### Task instructions
Report every line below that holds the word "full".

### Available data
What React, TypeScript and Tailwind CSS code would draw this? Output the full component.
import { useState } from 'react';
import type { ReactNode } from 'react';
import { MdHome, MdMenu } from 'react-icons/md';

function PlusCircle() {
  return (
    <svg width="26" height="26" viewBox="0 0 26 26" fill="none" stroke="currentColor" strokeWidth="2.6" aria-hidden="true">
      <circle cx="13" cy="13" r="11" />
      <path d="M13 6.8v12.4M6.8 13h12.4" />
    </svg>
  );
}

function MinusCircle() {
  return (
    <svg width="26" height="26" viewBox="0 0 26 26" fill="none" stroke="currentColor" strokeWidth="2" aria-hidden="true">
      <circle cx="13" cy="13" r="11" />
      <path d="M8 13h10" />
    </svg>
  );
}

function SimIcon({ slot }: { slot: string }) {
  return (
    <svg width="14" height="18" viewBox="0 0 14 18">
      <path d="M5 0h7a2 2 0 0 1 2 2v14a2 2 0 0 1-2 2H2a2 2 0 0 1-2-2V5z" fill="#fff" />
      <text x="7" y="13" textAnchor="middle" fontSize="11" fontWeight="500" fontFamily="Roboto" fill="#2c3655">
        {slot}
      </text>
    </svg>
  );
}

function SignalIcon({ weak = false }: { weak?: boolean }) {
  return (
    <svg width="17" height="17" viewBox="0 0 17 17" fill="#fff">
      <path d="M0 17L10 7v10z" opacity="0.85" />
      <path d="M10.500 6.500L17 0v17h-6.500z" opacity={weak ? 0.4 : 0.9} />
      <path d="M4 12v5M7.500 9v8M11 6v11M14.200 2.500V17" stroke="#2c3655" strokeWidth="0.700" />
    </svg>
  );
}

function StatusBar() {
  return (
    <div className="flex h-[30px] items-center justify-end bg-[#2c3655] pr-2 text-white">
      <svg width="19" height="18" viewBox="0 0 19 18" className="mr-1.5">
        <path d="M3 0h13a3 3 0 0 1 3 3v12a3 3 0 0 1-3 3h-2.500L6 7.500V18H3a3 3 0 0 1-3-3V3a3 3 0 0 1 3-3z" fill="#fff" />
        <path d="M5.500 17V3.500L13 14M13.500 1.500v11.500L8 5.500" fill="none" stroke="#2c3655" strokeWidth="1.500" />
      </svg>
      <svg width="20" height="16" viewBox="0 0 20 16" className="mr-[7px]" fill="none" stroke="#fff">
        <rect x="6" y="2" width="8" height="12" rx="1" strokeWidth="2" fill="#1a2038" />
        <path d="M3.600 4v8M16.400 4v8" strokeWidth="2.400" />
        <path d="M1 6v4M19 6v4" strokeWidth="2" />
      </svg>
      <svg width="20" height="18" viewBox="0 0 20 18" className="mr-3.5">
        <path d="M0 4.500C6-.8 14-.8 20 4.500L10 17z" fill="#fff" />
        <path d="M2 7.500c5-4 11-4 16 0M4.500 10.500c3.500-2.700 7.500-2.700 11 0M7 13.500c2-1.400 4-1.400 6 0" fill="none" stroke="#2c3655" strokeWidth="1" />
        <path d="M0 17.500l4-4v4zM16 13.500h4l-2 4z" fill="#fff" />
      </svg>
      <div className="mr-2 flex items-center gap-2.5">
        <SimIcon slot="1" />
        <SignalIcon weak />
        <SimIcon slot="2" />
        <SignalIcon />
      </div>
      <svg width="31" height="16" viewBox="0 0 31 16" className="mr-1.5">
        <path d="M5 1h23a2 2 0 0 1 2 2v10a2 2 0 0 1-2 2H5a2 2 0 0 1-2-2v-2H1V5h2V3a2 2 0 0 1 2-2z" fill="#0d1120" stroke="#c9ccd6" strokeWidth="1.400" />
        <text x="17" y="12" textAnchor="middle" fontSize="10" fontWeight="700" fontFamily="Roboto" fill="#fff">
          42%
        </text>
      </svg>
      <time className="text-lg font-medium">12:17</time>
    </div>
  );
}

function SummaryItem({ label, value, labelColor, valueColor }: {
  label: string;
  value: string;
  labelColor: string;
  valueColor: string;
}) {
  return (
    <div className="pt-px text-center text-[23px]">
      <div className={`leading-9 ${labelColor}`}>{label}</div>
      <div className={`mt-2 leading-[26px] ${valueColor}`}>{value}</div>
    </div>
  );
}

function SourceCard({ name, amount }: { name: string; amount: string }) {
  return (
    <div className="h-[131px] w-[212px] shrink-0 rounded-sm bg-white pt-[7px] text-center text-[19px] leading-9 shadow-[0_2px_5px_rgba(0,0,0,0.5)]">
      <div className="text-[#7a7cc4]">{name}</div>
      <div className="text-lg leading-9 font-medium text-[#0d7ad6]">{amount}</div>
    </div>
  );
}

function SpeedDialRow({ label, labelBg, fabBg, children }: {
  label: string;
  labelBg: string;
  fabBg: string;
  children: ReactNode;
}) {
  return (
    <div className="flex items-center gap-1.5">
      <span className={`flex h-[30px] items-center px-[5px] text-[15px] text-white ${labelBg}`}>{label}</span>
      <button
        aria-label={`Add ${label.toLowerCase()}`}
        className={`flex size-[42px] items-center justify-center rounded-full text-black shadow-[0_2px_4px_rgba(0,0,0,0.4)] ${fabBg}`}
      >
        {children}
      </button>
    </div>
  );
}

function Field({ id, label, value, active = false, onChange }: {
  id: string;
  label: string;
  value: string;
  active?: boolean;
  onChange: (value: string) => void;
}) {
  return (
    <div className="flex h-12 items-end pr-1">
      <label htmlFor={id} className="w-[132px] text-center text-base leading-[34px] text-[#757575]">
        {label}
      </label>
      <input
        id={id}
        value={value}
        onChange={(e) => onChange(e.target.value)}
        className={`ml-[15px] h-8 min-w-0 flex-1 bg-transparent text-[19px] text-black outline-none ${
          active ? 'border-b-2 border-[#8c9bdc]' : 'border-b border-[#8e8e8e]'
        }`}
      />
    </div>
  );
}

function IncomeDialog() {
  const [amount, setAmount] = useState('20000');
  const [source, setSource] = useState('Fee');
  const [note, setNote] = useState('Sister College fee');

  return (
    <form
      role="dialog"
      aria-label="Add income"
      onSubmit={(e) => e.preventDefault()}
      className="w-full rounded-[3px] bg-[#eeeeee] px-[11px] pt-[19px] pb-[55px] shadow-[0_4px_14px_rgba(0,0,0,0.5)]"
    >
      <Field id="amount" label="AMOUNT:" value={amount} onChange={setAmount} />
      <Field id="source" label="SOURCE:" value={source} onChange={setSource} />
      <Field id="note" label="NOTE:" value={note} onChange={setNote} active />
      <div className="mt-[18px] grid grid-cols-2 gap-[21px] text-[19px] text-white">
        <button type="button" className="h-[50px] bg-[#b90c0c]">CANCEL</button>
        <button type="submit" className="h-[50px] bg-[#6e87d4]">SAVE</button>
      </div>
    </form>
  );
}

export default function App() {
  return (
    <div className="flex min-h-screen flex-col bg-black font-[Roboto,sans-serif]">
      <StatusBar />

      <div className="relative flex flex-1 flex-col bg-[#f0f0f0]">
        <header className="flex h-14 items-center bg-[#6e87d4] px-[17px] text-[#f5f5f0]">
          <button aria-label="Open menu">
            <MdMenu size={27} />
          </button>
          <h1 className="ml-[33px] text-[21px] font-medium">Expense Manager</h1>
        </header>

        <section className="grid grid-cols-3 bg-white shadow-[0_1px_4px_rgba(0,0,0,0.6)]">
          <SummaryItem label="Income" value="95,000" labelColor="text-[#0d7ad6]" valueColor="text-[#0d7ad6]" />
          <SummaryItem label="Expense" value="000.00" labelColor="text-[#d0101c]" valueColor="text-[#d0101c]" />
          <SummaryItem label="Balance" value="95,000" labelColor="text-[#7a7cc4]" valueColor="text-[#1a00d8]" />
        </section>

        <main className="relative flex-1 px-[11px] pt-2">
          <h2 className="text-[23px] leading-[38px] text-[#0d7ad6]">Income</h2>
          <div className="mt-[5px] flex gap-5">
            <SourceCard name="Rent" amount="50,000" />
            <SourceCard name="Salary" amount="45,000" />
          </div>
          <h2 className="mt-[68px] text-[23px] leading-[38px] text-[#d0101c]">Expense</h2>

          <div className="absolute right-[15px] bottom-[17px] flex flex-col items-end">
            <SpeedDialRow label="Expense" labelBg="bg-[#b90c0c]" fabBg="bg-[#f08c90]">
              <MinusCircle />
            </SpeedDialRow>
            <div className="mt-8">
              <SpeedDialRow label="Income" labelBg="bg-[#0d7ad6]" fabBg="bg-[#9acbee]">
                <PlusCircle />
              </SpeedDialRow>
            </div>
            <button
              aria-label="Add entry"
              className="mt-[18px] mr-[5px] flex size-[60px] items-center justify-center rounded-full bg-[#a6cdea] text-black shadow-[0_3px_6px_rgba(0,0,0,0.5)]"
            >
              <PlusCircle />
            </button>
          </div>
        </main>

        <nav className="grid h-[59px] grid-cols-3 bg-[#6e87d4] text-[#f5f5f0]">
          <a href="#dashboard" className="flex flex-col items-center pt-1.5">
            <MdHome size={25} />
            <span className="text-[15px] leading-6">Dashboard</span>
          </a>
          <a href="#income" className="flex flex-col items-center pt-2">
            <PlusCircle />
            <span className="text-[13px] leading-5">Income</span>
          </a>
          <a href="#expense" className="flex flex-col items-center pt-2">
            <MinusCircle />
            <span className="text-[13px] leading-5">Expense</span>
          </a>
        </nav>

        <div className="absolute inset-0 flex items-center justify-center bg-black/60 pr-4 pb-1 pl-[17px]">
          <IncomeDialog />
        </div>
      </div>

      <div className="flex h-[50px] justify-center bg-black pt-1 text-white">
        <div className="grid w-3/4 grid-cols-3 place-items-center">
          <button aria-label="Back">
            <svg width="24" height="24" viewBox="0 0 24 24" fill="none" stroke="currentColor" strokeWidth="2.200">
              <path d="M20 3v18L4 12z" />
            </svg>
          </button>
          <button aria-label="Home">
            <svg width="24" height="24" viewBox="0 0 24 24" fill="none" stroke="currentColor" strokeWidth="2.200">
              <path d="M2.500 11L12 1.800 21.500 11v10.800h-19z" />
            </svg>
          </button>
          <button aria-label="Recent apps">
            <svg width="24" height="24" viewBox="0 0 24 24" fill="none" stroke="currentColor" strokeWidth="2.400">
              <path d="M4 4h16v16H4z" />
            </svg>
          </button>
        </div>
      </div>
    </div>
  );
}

### Output for this task
What React, TypeScript and Tailwind CSS code would draw this? Output the full component.
        className={`flex size-[42px] items-center justify-center rounded-full text-black shadow-[0_2px_4px_rgba(0,0,0,0.4)] ${fabBg}`}
      className="w-full rounded-[3px] bg-[#eeeeee] px-[11px] pt-[19px] pb-[55px] shadow-[0_4px_14px_rgba(0,0,0,0.5)]"
              className="mt-[18px] mr-[5px] flex size-[60px] items-center justify-center rounded-full bg-[#a6cdea] text-black shadow-[0_3px_6px_rgba(0,0,0,0.5)]"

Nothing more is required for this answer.